╭─ DATASET EXTRACT

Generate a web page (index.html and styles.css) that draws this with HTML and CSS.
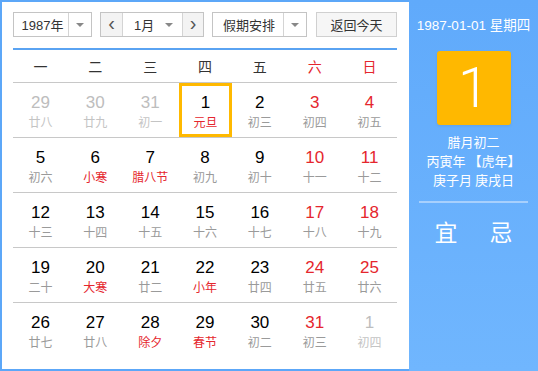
FILE: index.html
```html
<!DOCTYPE html>
<html lang="zh">
<head>
<meta charset="utf-8">
<link rel="stylesheet" href="styles.css">
</head>
<body>
<div class="cal">
  <div class="main">
    <div class="toolbar">
      <div class="sel sel-year"><span class="sel-text">1987年</span><span class="sel-arrow"><i class="tri"></i></span></div>
      <div class="sel sel-month">
        <span class="nav">&lsaquo;</span>
        <span class="sel-text month-text">1月<i class="tri"></i></span>
        <span class="nav nav-r">&rsaquo;</span>
      </div>
      <div class="sel sel-hol"><span class="sel-text">假期安排</span><span class="sel-arrow"><i class="tri"></i></span></div>
      <div class="btn-today">返回今天</div>
    </div>
    <div class="week">
      <span>一</span><span>二</span><span>三</span><span>四</span><span>五</span><span class="red">六</span><span class="red">日</span>
    </div>
    <div class="grid">
      <div class="row">
        <div class="day other"><b>29</b><em>廿八</em></div>
        <div class="day other"><b>30</b><em>廿九</em></div>
        <div class="day other"><b>31</b><em>初一</em></div>
        <div class="day sel-day"><b>1</b><em class="fest">元旦</em></div>
        <div class="day"><b>2</b><em>初三</em></div>
        <div class="day we"><b>3</b><em>初四</em></div>
        <div class="day we"><b>4</b><em>初五</em></div>
      </div>
      <div class="row">
        <div class="day"><b>5</b><em>初六</em></div>
        <div class="day"><b>6</b><em class="fest">小寒</em></div>
        <div class="day"><b>7</b><em class="fest">腊八节</em></div>
        <div class="day"><b>8</b><em>初九</em></div>
        <div class="day"><b>9</b><em>初十</em></div>
        <div class="day we"><b>10</b><em>十一</em></div>
        <div class="day we"><b>11</b><em>十二</em></div>
      </div>
      <div class="row">
        <div class="day"><b>12</b><em>十三</em></div>
        <div class="day"><b>13</b><em>十四</em></div>
        <div class="day"><b>14</b><em>十五</em></div>
        <div class="day"><b>15</b><em>十六</em></div>
        <div class="day"><b>16</b><em>十七</em></div>
        <div class="day we"><b>17</b><em>十八</em></div>
        <div class="day we"><b>18</b><em>十九</em></div>
      </div>
      <div class="row">
        <div class="day"><b>19</b><em>二十</em></div>
        <div class="day"><b>20</b><em class="fest">大寒</em></div>
        <div class="day"><b>21</b><em>廿二</em></div>
        <div class="day"><b>22</b><em class="fest">小年</em></div>
        <div class="day"><b>23</b><em>廿四</em></div>
        <div class="day we"><b>24</b><em>廿五</em></div>
        <div class="day we"><b>25</b><em>廿六</em></div>
      </div>
      <div class="row last">
        <div class="day"><b>26</b><em>廿七</em></div>
        <div class="day"><b>27</b><em>廿八</em></div>
        <div class="day"><b>28</b><em class="fest">除夕</em></div>
        <div class="day"><b>29</b><em class="fest">春节</em></div>
        <div class="day"><b>30</b><em>初二</em></div>
        <div class="day we"><b>31</b><em>初三</em></div>
        <div class="day other"><b>1</b><em>初四</em></div>
      </div>
    </div>
  </div>
  <div class="side">
    <div class="side-date">1987-01-01 星期四</div>
    <div class="big-day">1</div>
    <div class="lunar">
      <div>腊月初二</div>
      <div>丙寅年 【虎年】</div>
      <div>庚子月 庚戌日</div>
    </div>
    <div class="divider"></div>
    <div class="yiji"><span>宜</span><span>忌</span></div>
  </div>
</div>
</body>
</html>
```
FILE: styles.css
```css
html, body {
  margin: 0;
  padding: 0;
  background: #fff;
}
body {
  font-family: "Liberation Sans", "Noto Sans CJK SC", sans-serif;
}
.cal {
  width: 538px;
  height: 371px;
  box-sizing: border-box;
  border: 2px solid #5ca7f8;
  border-right: 0;
  display: flex;
}
.main {
  width: 407px;
  box-sizing: border-box;
  padding: 10px 12px 0 11px;
}
.toolbar {
  display: flex;
  height: 25px;
  font-size: 13px;
  color: #333;
}
.sel {
  box-sizing: border-box;
  height: 25px;
  border: 1px solid #c4c4c4;
  display: flex;
  align-items: stretch;
  background: #fff;
}
.sel-text {
  display: flex;
  align-items: center;
  justify-content: center;
  flex: 1;
}
.sel-arrow {
  width: 22px;
  border-left: 1px solid #d4d4d4;
  display: flex;
  align-items: center;
  justify-content: center;
}
.tri {
  display: inline-block;
  width: 0;
  height: 0;
  border-left: 4px solid transparent;
  border-right: 4px solid transparent;
  border-top: 4px solid #888;
}
.sel-year { width: 79px; margin-right: 8px; }
.sel-year .sel-text { padding-left: 3px; }
.sel-month { width: 104px; margin-right: 8px; }
.nav {
  width: 21px;
  background: #f3f3f3;
  display: flex;
  align-items: center;
  justify-content: center;
  font-size: 20px;
  color: #555;
  line-height: 1;
  padding-bottom: 3px;
  box-sizing: border-box;
}
.nav-r { border-left: 1px solid #d4d4d4; }
.month-text {
  border-left: 1px solid #d4d4d4;
  justify-content: space-between;
  padding: 0 9px 0 11px;
}
.sel-hol { width: 95px; margin-right: 9px; }
.sel-hol .sel-text { padding-left: 2px; }
.btn-today {
  width: 81px;
  height: 25px;
  box-sizing: border-box;
  border: 1px solid #d0d0d0;
  background: #f6f6f6;
  display: flex;
  align-items: center;
  justify-content: center;
}
.week {
  margin-top: 11px;
  border-top: 2px solid #5aa3f2;
  border-bottom: 1px solid #c8c8c8;
  height: 32px;
  display: grid;
  grid-template-columns: repeat(7, 1fr);
  align-items: center;
  font-size: 14px;
  color: #333;
  font-family: "Noto Sans CJK SC", sans-serif;
}
.week span { text-align: center; }
.red { color: #e5262d; }
.row {
  display: grid;
  grid-template-columns: repeat(7, 1fr);
  height: 55px;
  box-sizing: border-box;
  border-bottom: 1px solid #c8c8c8;
}
.row.last { border-bottom: 0; }
.day {
  display: flex;
  flex-direction: column;
  align-items: center;
  box-sizing: border-box;
  padding-top: 9px;
}
.day b {
  font-weight: normal;
  font-size: 17px;
  line-height: 22px;
  color: #000;
}
.day em {
  font-style: normal;
  font-size: 12px;
  line-height: 16px;
  color: #9a9a9a;
  font-family: "Noto Sans CJK SC", sans-serif;
}
.day.we b { color: #e5262d; }
.day em.fest { color: #e5262d; }
.day.other b { color: #bdbdbd; }
.day.other em { color: #c4c4c4; }
.sel-day {
  border: 3px solid #ffb900;
  padding-top: 6px;
  margin-left: 1px;
}
.side {
  flex: 1;
  margin-top: -2px;
  margin-bottom: -2px;
  background: linear-gradient(#60aafb, #70b6fe);
  color: #fff;
  display: flex;
  flex-direction: column;
  align-items: center;
}
.side-date {
  margin-top: 17px;
  font-size: 13.5px;
  line-height: 18px;
}
.big-day {
  margin-top: 16px;
  width: 74px;
  height: 74px;
  background: #ffb800;
  border-radius: 3px;
  box-shadow: 0 1px 3px rgba(0, 0, 0, 0.08);
  display: flex;
  align-items: center;
  justify-content: center;
  font-family: Roboto, "Liberation Sans", sans-serif;
  font-weight: 300;
  font-size: 56px;
  line-height: 1;
}
.lunar {
  margin-top: 7px;
  font-size: 13px;
  line-height: 19px;
  text-align: center;
  font-family: "Noto Sans CJK SC", sans-serif;
}
.divider {
  margin-top: 12px;
  width: 109px;
  height: 2px;
  background: #a7d0fd;
}
.yiji {
  margin-top: 13px;
  display: flex;
  gap: 32px;
  font-size: 23px;
  line-height: 30px;
  font-family: "Noto Sans CJK SC", sans-serif;
}
```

╰─

**TASK TO COMPLETE:**
Leave out the pictures and retype every line above exactly.

**THE RESPONSE:**
Generate a web page (index.html and styles.css) that draws this with HTML and CSS.
FILE: index.html
```html
<!DOCTYPE html>
<html lang="zh">
<head>
<meta charset="utf-8">
<link rel="stylesheet" href="styles.css">
</head>
<body>
<div class="cal">
  <div class="main">
    <div class="toolbar">
      <div class="sel sel-year"><span class="sel-text">1987年</span><span class="sel-arrow"><i class="tri"></i></span></div>
      <div class="sel sel-month">
        <span class="nav">&lsaquo;</span>
        <span class="sel-text month-text">1月<i class="tri"></i></span>
        <span class="nav nav-r">&rsaquo;</span>
      </div>
      <div class="sel sel-hol"><span class="sel-text">假期安排</span><span class="sel-arrow"><i class="tri"></i></span></div>
      <div class="btn-today">返回今天</div>
    </div>
    <div class="week">
      <span>一</span><span>二</span><span>三</span><span>四</span><span>五</span><span class="red">六</span><span class="red">日</span>
    </div>
    <div class="grid">
      <div class="row">
        <div class="day other"><b>29</b><em>廿八</em></div>
        <div class="day other"><b>30</b><em>廿九</em></div>
        <div class="day other"><b>31</b><em>初一</em></div>
        <div class="day sel-day"><b>1</b><em class="fest">元旦</em></div>
        <div class="day"><b>2</b><em>初三</em></div>
        <div class="day we"><b>3</b><em>初四</em></div>
        <div class="day we"><b>4</b><em>初五</em></div>
      </div>
      <div class="row">
        <div class="day"><b>5</b><em>初六</em></div>
        <div class="day"><b>6</b><em class="fest">小寒</em></div>
        <div class="day"><b>7</b><em class="fest">腊八节</em></div>
        <div class="day"><b>8</b><em>初九</em></div>
        <div class="day"><b>9</b><em>初十</em></div>
        <div class="day we"><b>10</b><em>十一</em></div>
        <div class="day we"><b>11</b><em>十二</em></div>
      </div>
      <div class="row">
        <div class="day"><b>12</b><em>十三</em></div>
        <div class="day"><b>13</b><em>十四</em></div>
        <div class="day"><b>14</b><em>十五</em></div>
        <div class="day"><b>15</b><em>十六</em></div>
        <div class="day"><b>16</b><em>十七</em></div>
        <div class="day we"><b>17</b><em>十八</em></div>
        <div class="day we"><b>18</b><em>十九</em></div>
      </div>
      <div class="row">
        <div class="day"><b>19</b><em>二十</em></div>
        <div class="day"><b>20</b><em class="fest">大寒</em></div>
        <div class="day"><b>21</b><em>廿二</em></div>
        <div class="day"><b>22</b><em class="fest">小年</em></div>
        <div class="day"><b>23</b><em>廿四</em></div>
        <div class="day we"><b>24</b><em>廿五</em></div>
        <div class="day we"><b>25</b><em>廿六</em></div>
      </div>
      <div class="row last">
        <div class="day"><b>26</b><em>廿七</em></div>
        <div class="day"><b>27</b><em>廿八</em></div>
        <div class="day"><b>28</b><em class="fest">除夕</em></div>
        <div class="day"><b>29</b><em class="fest">春节</em></div>
        <div class="day"><b>30</b><em>初二</em></div>
        <div class="day we"><b>31</b><em>初三</em></div>
        <div class="day other"><b>1</b><em>初四</em></div>
      </div>
    </div>
  </div>
  <div class="side">
    <div class="side-date">1987-01-01 星期四</div>
    <div class="big-day">1</div>
    <div class="lunar">
      <div>腊月初二</div>
      <div>丙寅年 【虎年】</div>
      <div>庚子月 庚戌日</div>
    </div>
    <div class="divider"></div>
    <div class="yiji"><span>宜</span><span>忌</span></div>
  </div>
</div>
</body>
</html>
```
FILE: styles.css
```css
html, body {
  margin: 0;
  padding: 0;
  background: #fff;
}
body {
  font-family: "Liberation Sans", "Noto Sans CJK SC", sans-serif;
}
.cal {
  width: 538px;
  height: 371px;
  box-sizing: border-box;
  border: 2px solid #5ca7f8;
  border-right: 0;
  display: flex;
}
.main {
  width: 407px;
  box-sizing: border-box;
  padding: 10px 12px 0 11px;
}
.toolbar {
  display: flex;
  height: 25px;
  font-size: 13px;
  color: #333;
}
.sel {
  box-sizing: border-box;
  height: 25px;
  border: 1px solid #c4c4c4;
  display: flex;
  align-items: stretch;
  background: #fff;
}
.sel-text {
  display: flex;
  align-items: center;
  justify-content: center;
  flex: 1;
}
.sel-arrow {
  width: 22px;
  border-left: 1px solid #d4d4d4;
  display: flex;
  align-items: center;
  justify-content: center;
}
.tri {
  display: inline-block;
  width: 0;
  height: 0;
  border-left: 4px solid transparent;
  border-right: 4px solid transparent;
  border-top: 4px solid #888;
}
.sel-year { width: 79px; margin-right: 8px; }
.sel-year .sel-text { padding-left: 3px; }
.sel-month { width: 104px; margin-right: 8px; }
.nav {
  width: 21px;
  background: #f3f3f3;
  display: flex;
  align-items: center;
  justify-content: center;
  font-size: 20px;
  color: #555;
  line-height: 1;
  padding-bottom: 3px;
  box-sizing: border-box;
}
.nav-r { border-left: 1px solid #d4d4d4; }
.month-text {
  border-left: 1px solid #d4d4d4;
  justify-content: space-between;
  padding: 0 9px 0 11px;
}
.sel-hol { width: 95px; margin-right: 9px; }
.sel-hol .sel-text { padding-left: 2px; }
.btn-today {
  width: 81px;
  height: 25px;
  box-sizing: border-box;
  border: 1px solid #d0d0d0;
  background: #f6f6f6;
  display: flex;
  align-items: center;
  justify-content: center;
}
.week {
  margin-top: 11px;
  border-top: 2px solid #5aa3f2;
  border-bottom: 1px solid #c8c8c8;
  height: 32px;
  display: grid;
  grid-template-columns: repeat(7, 1fr);
  align-items: center;
  font-size: 14px;
  color: #333;
  font-family: "Noto Sans CJK SC", sans-serif;
}
.week span { text-align: center; }
.red { color: #e5262d; }
.row {
  display: grid;
  grid-template-columns: repeat(7, 1fr);
  height: 55px;
  box-sizing: border-box;
  border-bottom: 1px solid #c8c8c8;
}
.row.last { border-bottom: 0; }
.day {
  display: flex;
  flex-direction: column;
  align-items: center;
  box-sizing: border-box;
  padding-top: 9px;
}
.day b {
  font-weight: normal;
  font-size: 17px;
  line-height: 22px;
  color: #000;
}
.day em {
  font-style: normal;
  font-size: 12px;
  line-height: 16px;
  color: #9a9a9a;
  font-family: "Noto Sans CJK SC", sans-serif;
}
.day.we b { color: #e5262d; }
.day em.fest { color: #e5262d; }
.day.other b { color: #bdbdbd; }
.day.other em { color: #c4c4c4; }
.sel-day {
  border: 3px solid #ffb900;
  padding-top: 6px;
  margin-left: 1px;
}
.side {
  flex: 1;
  margin-top: -2px;
  margin-bottom: -2px;
  background: linear-gradient(#60aafb, #70b6fe);
  color: #fff;
  display: flex;
  flex-direction: column;
  align-items: center;
}
.side-date {
  margin-top: 17px;
  font-size: 13.5px;
  line-height: 18px;
}
.big-day {
  margin-top: 16px;
  width: 74px;
  height: 74px;
  background: #ffb800;
  border-radius: 3px;
  box-shadow: 0 1px 3px rgba(0, 0, 0, 0.08);
  display: flex;
  align-items: center;
  justify-content: center;
  font-family: Roboto, "Liberation Sans", sans-serif;
  font-weight: 300;
  font-size: 56px;
  line-height: 1;
}
.lunar {
  margin-top: 7px;
  font-size: 13px;
  line-height: 19px;
  text-align: center;
  font-family: "Noto Sans CJK SC", sans-serif;
}
.divider {
  margin-top: 12px;
  width: 109px;
  height: 2px;
  background: #a7d0fd;
}
.yiji {
  margin-top: 13px;
  display: flex;
  gap: 32px;
  font-size: 23px;
  line-height: 30px;
  font-family: "Noto Sans CJK SC", sans-serif;
}
```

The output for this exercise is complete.